L'université n'a pas à éduquer Au-delà du ridicule des fautes, le problème est de fond : l'université n'a pas pour mission d'éduquer ou de moraliser, mais d'enseigner. Elle n'a pas à se substituer aux parents pour dicter comment les jeunes s'habillent ou se coiffent. Dans les grandes institutions universitaires à travers le monde, la mission est claire : transmettre du savoir, stimuler l'esprit critique, préparer à la vie professionnelle et citoyenne. À Harvard comme à Yale, à la Sorbonne comme à Assas, Oxford ou Cambridge, personne ne songe à vérifier la longueur d'une jupe, la coupe d'un pantalon ou l'éclat d'un rouge à lèvres. Les codes vestimentaires se limitent, au mieux, à des recommandations lors des cérémonies officielles. Le reste de l'année, les étudiants sont libres d'affirmer leur personnalité par leur style, leurs couleurs, leurs coiffures, leurs piercings ou leurs tatouages. Cette liberté n'est pas un caprice : elle découle d'une philosophie qui considère que la maturité intellectuelle passe aussi par l'autonomie personnelle. Ces universités, parmi les plus exigeantes de la planète en matière d'enseignement, savent que la compétence d'un futur juriste, ingénieur ou économiste ne se mesure ni à la longueur de ses cheveux ni au nombre de trous dans son jean. Elles misent sur la recherche, l'innovation, la confrontation d'idées, et laissent les choix vestimentaires à la responsabilité de chacun. La tenue n'est qu'une expression de l'individu, non un critère d'évaluation académique. En Tunisie, l'université publique s'éloigne de cet idéal. En se mêlant de la taille des jupes et du maquillage, elle se trompe de combat et s'arroge un rôle qui n'est pas le sien. Eduquer à la décence vestimentaire n'est pas former l'esprit, c'est infantiliser des adultes en devenir. L'énergie dépensée à surveiller des cheveux ou des pantalons déchirés serait mieux investie dans des programmes de recherche, des laboratoires modernes, des bibliothèques ouvertes et des cours qui s'actualisent au rythme du monde.

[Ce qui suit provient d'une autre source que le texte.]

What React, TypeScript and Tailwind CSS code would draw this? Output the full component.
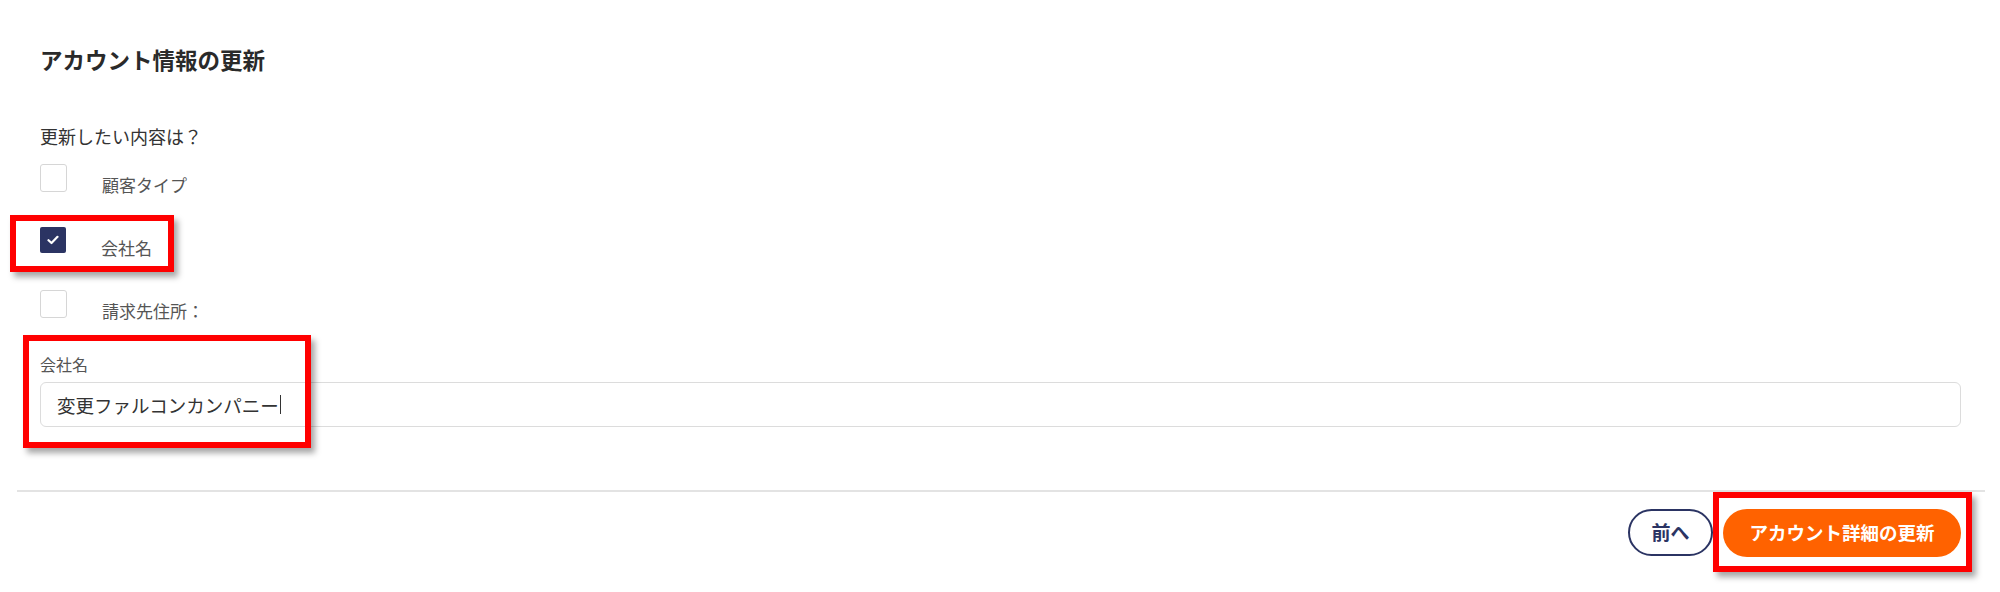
import React from 'react';

const options = [
  { label: '顧客タイプ', checked: false },
  { label: '会社名', checked: true },
  { label: '請求先住所：', checked: false },
];

// 赤枠の注釈（スクリーンショット上のマーキング）
const Marker = ({ className }: { className: string }) => (
  <div
    className={`absolute border-[6px] border-[#ff0000] shadow-[4px_5px_6px_rgba(0,0,0,0.35)] pointer-events-none ${className}`}
  />
);

const Checkbox = ({ checked }: { checked: boolean }) =>
  checked ? (
    <div className="w-[26px] h-[26px] rounded-[2px] bg-[#2b3463] flex items-center justify-center">
      <svg width="12" height="10" viewBox="0 0 12 10" fill="none">
        <path d="M1.5 5.2 4.5 8 10.5 1.8" stroke="white" strokeWidth="2.2" strokeLinecap="round" strokeLinejoin="round" />
      </svg>
    </div>
  ) : (
    <div className="w-[27px] h-[28px] rounded-[3px] border border-[#d6d6d6] bg-white" />
  );

const App: React.FC = () => {
  return (
    <div className="relative w-[2000px] h-[592px] bg-white overflow-hidden font-['Noto_Sans_CJK_JP','Noto_Sans',sans-serif] text-[#333]">
      <div className="px-[40px] pt-[44px]">
        <h1 className="text-[22.5px] leading-[30px] font-bold text-[#2a2a2a]">アカウント情報の更新</h1>

        <p className="mt-[50px] text-[18px] leading-[24px] text-[#333]">更新したい内容は？</p>

        <div className="mt-[16px] flex flex-col gap-[36px]">
          {options.map((o) => (
            <div key={o.label} className="flex items-start h-[27px]">
              <Checkbox checked={o.checked} />
              <span className="ml-[35px] mt-[9px] text-[17px] leading-[24px] text-[#555]">{o.label}</span>
            </div>
          ))}
        </div>

        <label className="block mt-[36px] text-[16px] leading-[22px] text-[#555]">会社名</label>
        <div className="mt-[7px] h-[45px] w-[1921px] border border-[#dcdcdc] rounded-[6px] flex items-center pl-[16px]">
          <span className="text-[18.5px] leading-[26px] text-[#333]">変更ファルコンカンパニー</span>
          <span className="ml-[1px] w-[1px] h-[19px] bg-[#333]" />
        </div>
      </div>

      <div className="ml-[17px] mt-[63px] w-[1968px] h-[2px] bg-[#e3e3e3]" />

      <div className="flex justify-end gap-[10px] pr-[39px] mt-[17px]">
        <button className="w-[85px] h-[47px] rounded-full border-2 border-[#2b3463] text-[#2b3463] text-[19px] font-bold bg-white">
          前へ
        </button>
        <button className="w-[238px] h-[48px] rounded-full bg-[#ff6200] text-white text-[18.5px] font-bold">
          アカウント詳細の更新
        </button>
      </div>

      <Marker className="left-[10px] top-[215px] w-[164px] h-[57px]" />
      <Marker className="left-[23px] top-[335px] w-[288px] h-[113px]" />
      <Marker className="left-[1713px] top-[492px] w-[259px] h-[80px]" />
    </div>
  );
};

export default App;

Nos facultés ont failli à leur mission Ces établissements publics, déjà incapables de doter les étudiants de compétences solides ou de les préparer à l'emploi, trouvent pourtant le temps d'imposer un code vestimentaire. Leurs dirigeants, souvent accrochés à des pratiques figées depuis des années, préfèrent jouer les gendarmes du look plutôt que de renouveler leurs contenus ou de coller à l'actualité. Pendant ce temps, les universités privées et les grandes écoles étrangères multiplient les passerelles avec le monde réel. En s'érigeant en arbitre du « convenable », l'Etat tunisien montre une nouvelle fois sa tentation de contrôler les corps et les esprits dès l'école et l'université. Cette dérive n'engendre pas des citoyens libres et responsables, mais des sujets dociles, habitués à plier devant l'autorité. Ce fossé est d'autant plus criant que, dans la même société tunisienne, deux vitesses se dessinent. Les universités privées, ouvertes sur le monde et calquées sur les standards internationaux, laissent leurs étudiants respirer, s'exprimer, expérimenter, et forment des jeunes confiants, capables d'assumer leur personnalité et leur corps. Les grandes universités étrangères, de Harvard à Oxford, continuent quant à elles de produire des chercheurs et des entrepreneurs brillants « nobélisables » sans jamais s'inquiéter de la longueur d'une jupe ou d'une mèche de cheveux. À l'inverse, les facultés publiques tunisiennes, engluées dans des réflexes archaïques, inculquent l'idée pernicieuse que le corps doit être caché, qu'il faut avoir honte de soi pour être « respectable ». Ce message, répété jour après jour, fabrique non pas des esprits libres mais des générations complexées, écartelées entre un monde privé moderne et un secteur public figé dans la peur de la différence.